By: Hilda Doolittle
I should have thought
in a dream you would have brought
some lovely, perilous thing,
orchids piled in a great sheath,
as who would say (in a dream),
"I send you this,
who left the blue veins
of your throat unkissed."
Why was it that your hands
(that never took mine),
your hands that I could see
drift over the orchid-heads
your hands, so fragile, sure to lift
so gently, the fragile flower-stuff--
ah, ah, how was it
You never sent (in a dream)
the very form, the very scent,
not heavy, not sensuous,
of orchids, piled in a great sheath,
and folded underneath on a bright scroll,
"Flower sent to flower;
for white hands, the lesser white,
less lovely of flower-leaf,"
"Lover to lover, no kiss,
no touch, but forever and ever this."
This poem has a total of twenty nine lines.
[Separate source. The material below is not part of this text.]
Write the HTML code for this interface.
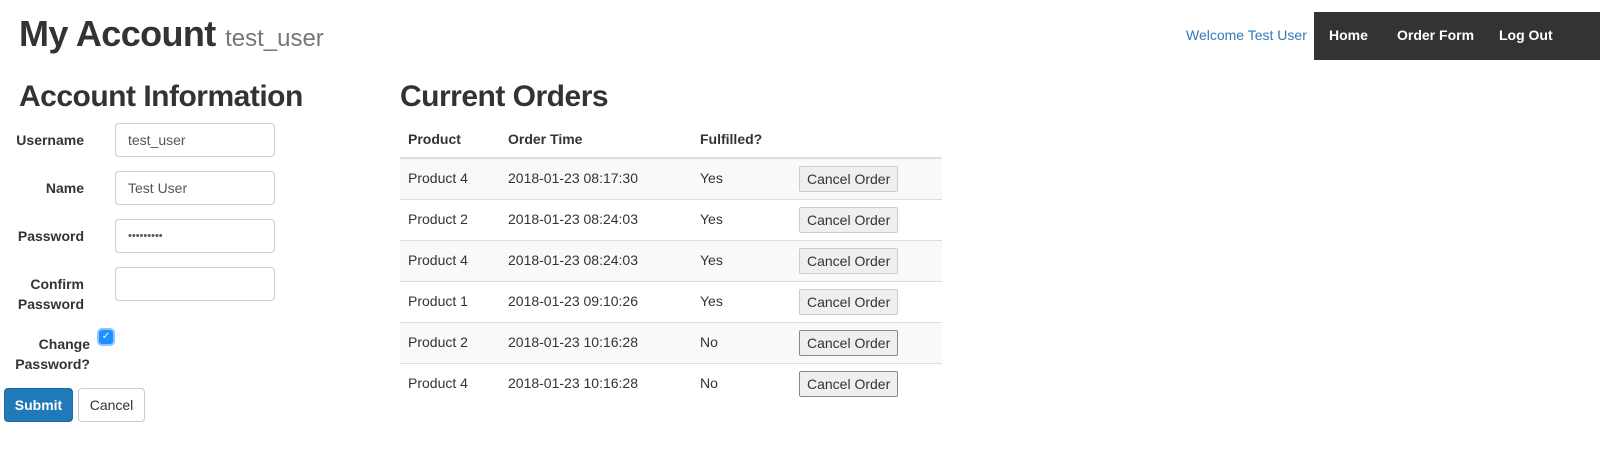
<!DOCTYPE html>
<html><head><style>
body{margin:0;width:1604px;height:464px;background:#fff;font-family:"Liberation Sans",Arial,sans-serif;color:#333;font-size:14px;position:relative;overflow:hidden}
.a{position:absolute}
h1{position:absolute;left:19px;top:12px;margin:0;font-size:36px;font-weight:bold;line-height:44px;letter-spacing:-0.6px}
h1 small{font-size:24px;color:#777;font-weight:400;letter-spacing:0}
h2{position:absolute;margin:0;font-size:30px;font-weight:bold;line-height:36px;letter-spacing:-0.5px}
.lbl{position:absolute;font-weight:bold;text-align:right;width:70px;left:14px;line-height:20px}
.inp{position:absolute;left:115px;border:1px solid #ccc;border-radius:4px;line-height:32px;padding-left:12px;box-sizing:border-box;width:160px;height:34px;color:#555}
.nav{position:absolute;left:1314px;top:12px;width:286px;height:48px;background:#333}
.nav span{position:absolute;top:15px;color:#fff;font-weight:bold;font-size:14px}
table{position:absolute;left:400px;top:120px;width:542px;border-collapse:collapse}
th{text-align:left;font-weight:bold;height:38px;border-bottom:2px solid #ddd;padding:0 8px;box-sizing:border-box}
td{height:41px;border-top:1px solid #ddd;padding:0 8px;vertical-align:top;padding-top:11px;box-sizing:border-box}
tr.s td{background:#f9f9f9}
.btn{display:inline-block;border:1px solid #ccc;background:#efefef;padding:4px 7px;font-size:14px;margin-top:-4px;border-radius:2px}
</style></head><body>
<h1>My Account <small>test_user</small></h1>
<div class="a" style="left:1186px;top:27px;color:#337ab7">Welcome Test User</div>
<div class="nav"><span style="left:15px">Home</span><span style="left:83px">Order Form</span><span style="left:185px">Log Out</span></div>
<h2 style="left:19px;top:79px">Account Information</h2>
<div class="lbl" style="top:130px">Username</div><div class="inp" style="top:123px">test_user</div>
<div class="lbl" style="top:178px">Name</div><div class="inp" style="top:171px">Test User</div>
<div class="lbl" style="top:226px">Password</div><div class="inp" style="top:219px;font-size:11px">•••••••••</div>
<div class="lbl" style="top:274px">Confirm Password</div><div class="inp" style="top:267px"></div>
<div class="lbl" style="top:334px;left:14px;width:76px">Change Password?</div>
<div class="a" style="left:99px;top:330px;width:14px;height:14px;background:#1e90ff;border-radius:3px;box-shadow:0 0 0 2px #8cc4ff;color:#fff;font-size:10px;line-height:14px;text-align:center">✓</div>
<div class="a" style="left:4px;top:388px;width:69px;height:34px;background:#2079b8;border:1px solid #1a6aa3;border-radius:4px;box-sizing:border-box;color:#fff;font-weight:bold;text-align:center;line-height:32px">Submit</div>
<div class="a" style="left:78px;top:388px;width:67px;height:34px;border:1px solid #ccc;border-radius:4px;box-sizing:border-box;text-align:center;line-height:32px">Cancel</div>
<h2 style="left:400px;top:79px">Current Orders</h2>
<table>
<tr><th style="width:100px">Product</th><th style="width:192px">Order Time</th><th style="width:99px">Fulfilled?</th><th></th></tr>
<tr class="s"><td>Product 4</td><td>2018-01-23 08:17:30</td><td>Yes</td><td><span class="btn">Cancel Order</span></td></tr>
<tr><td>Product 2</td><td>2018-01-23 08:24:03</td><td>Yes</td><td><span class="btn">Cancel Order</span></td></tr>
<tr class="s"><td>Product 4</td><td>2018-01-23 08:24:03</td><td>Yes</td><td><span class="btn">Cancel Order</span></td></tr>
<tr><td>Product 1</td><td>2018-01-23 09:10:26</td><td>Yes</td><td><span class="btn">Cancel Order</span></td></tr>
<tr class="s"><td>Product 2</td><td>2018-01-23 10:16:28</td><td>No</td><td><span class="btn" style="border-color:#888">Cancel Order</span></td></tr>
<tr><td>Product 4</td><td>2018-01-23 10:16:28</td><td>No</td><td><span class="btn" style="border-color:#888">Cancel Order</span></td></tr>
</table>
</body></html>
Within those twenty nine lines there are only two sentences. Within those two sentences are sixteen end-stopped lines, eleven enjambments, and eleven caesuras. The diction of the poem was straight forward. You could tell exactly how the speaker was feeling, without having to dig to deep into the poem. I think there is a bit of symbolism in the poem; the only colors used were blue and white. Blue represents sorrow in this case, and white could represent purity. The speaker says “‘I send you this, who left the blue veins of your throat unkissed’” (6-8). Your veins connect back to your heart; being that the speaker mentioned that her veins are blue maybe her heart is also blue from sorrow. The only flowers mentioned in the poem were orchards. Orchards can be either blue or white, towards the end the speaker says “‘Flower sent to flower; for white hands, the lesser white…’” (24-25).
In the beginning everything was blue, but towards the end they became white, so maybe her fairytale love became more realistic, making it more pure; or white.